If we agree that domain owners should have complete ownership of their data, or in other words that we agree Data Mesh is a worthwhile goal, our experience with DevSecOps shows us the potential obstacles we will face in this transition but certainly is no silver bullet.

> We had concepts like A/B tests to serve web requests, compare and harden our call paths. Not sure what the equivalent on data is.

Data quality is, as far as I'm concerned, an unsolved problem. A/B testing, automated service diffing (see Twitter's Diffy for an example of what I mean here), all of these offer objective, measurable tests on your services to guarantee quality. Most engineers who spend their time building web services probably take this power for granted.

With a these service measurement tools, we can make a change and objectively tell what the impact was. If I make a change to my data, how do I do the same?

First, there is the problem of knowing who is using my data. This is data lineage. Sometimes I think that solving data lineage is one of the foundational pillars to solving data quality, but then I look back at my experience with web services and remember that no one has really solved the problem of identifying and tracing service dependency graphs. Yes, software does exist to solve this problem, but more often than not making a major breaking change to a service requires some amount of "Scream Testing" by which you temporarily roll out a big breaking change and listen to see who complains. Fortune 500 companies work this way today.

Second, there is the problem of measuring the impact of a change to the data. Even assuming I know who is using my data and what services or other applications or reports are using my data how do I measure the impact of a change in my data? For ML models that are infrequently re-trained it might be weeks or months for me to find out something went wrong.
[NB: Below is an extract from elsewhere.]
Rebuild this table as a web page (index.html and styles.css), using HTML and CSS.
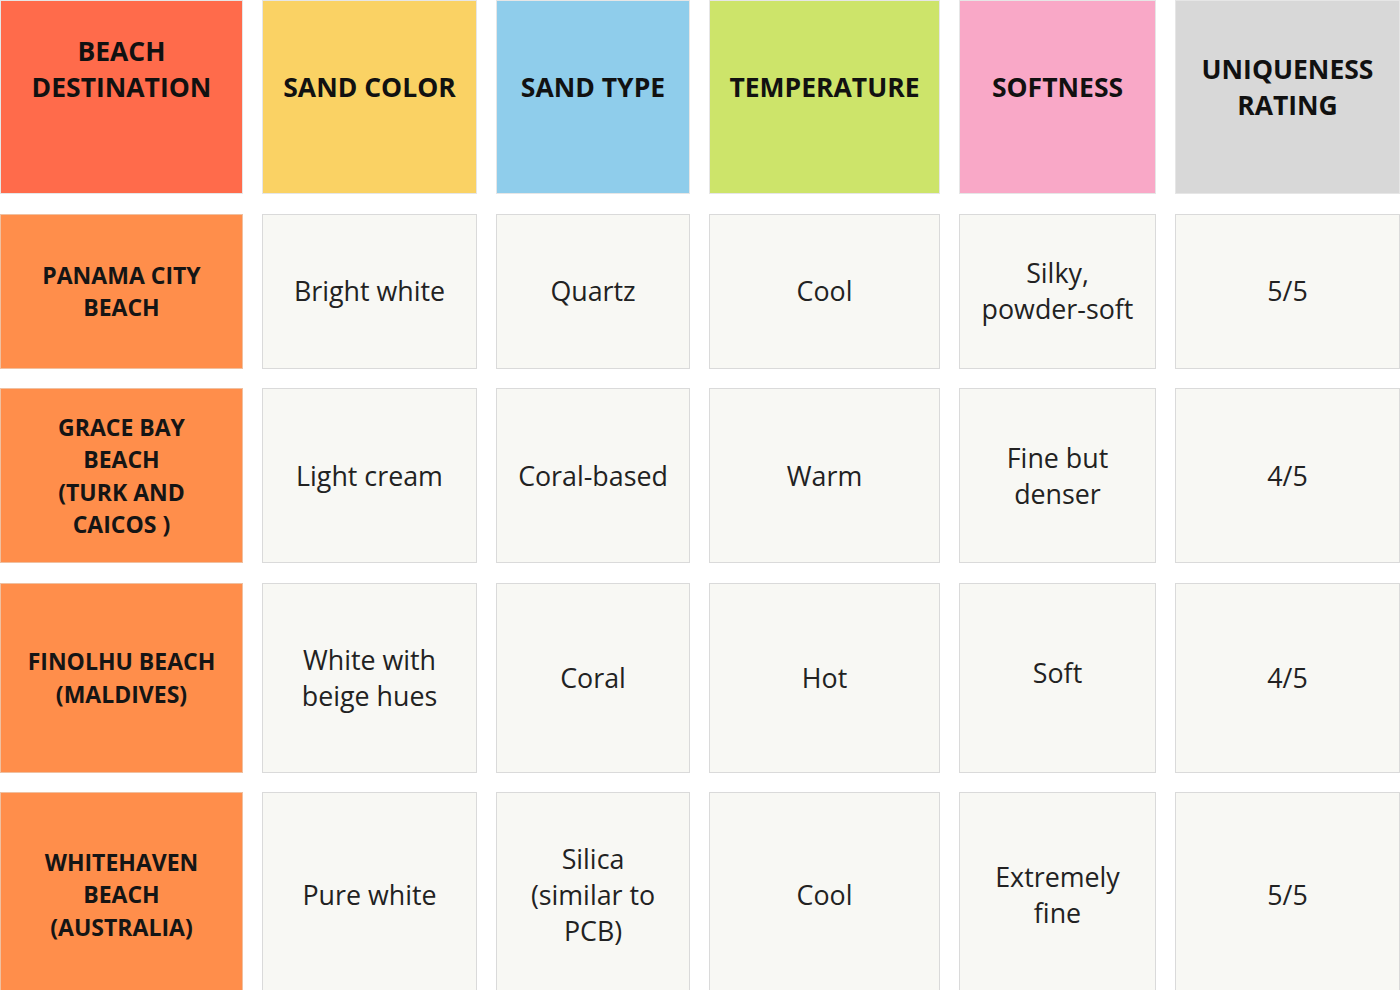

For infrequently viewed reports its easy to imagine a really terrible scenario where someone in finance is preparing a report for an upcoming board meeting next week only to find out the last quarter's worth of data on their report is broken.

One imperfect solution I've seen is to treat data as a versioned API. For example: this is User Account table V1. If I want to make a breaking change I can create V2. If and only if I have a data lineage solution, I could contact whomever depends on V1 and migrate them to V2 so that I can deprecate V1. This may have cost and performance considerations as high volume data may not be easily or effectively copied to multiple versions.

I watched a talk recently on the future of Hive Metastore: https://www.youtube.com/watch?v=7_Pt1g2x-XE. In it, Ryan Blue, creator of Apache Iceberg, mentioned the importance of allowing people to easily and safely make mistakes with data. When you think about it thats what an A/B test does. It allows you to take a risk, measure the impact, and either move forward or go back depending on what you learn. I think that is at the heart of what is missing with data. We lack effective ways to make cheap mistakes. Versioned data, depending on how it's implemented, may or more likely may not solve this.

The advantage to DevSecOps was that it shortened feedback loops. Security wasn't a roundabout problem that required a game of telephone to solve, ownership was pushed to the people with the most control to make changes and they got it done faster. Similar for operations. Deployments move faster, outages are hopefully shorter, and software gets better, faster.

How do we bring this to data? We can't tolerate mistakes with data today because the cost of fixing them is so high, and the time to learn a mistake has been made was so long. To improve data quality, to unlock more potential from data, and to ease the transition to Data Mesh we need tools and processes that allow people to make mistakes with data cheaply, get feedback on their mistake quickly, and then either move forward or backward as easily as dialing up or down an A/B test.

--

--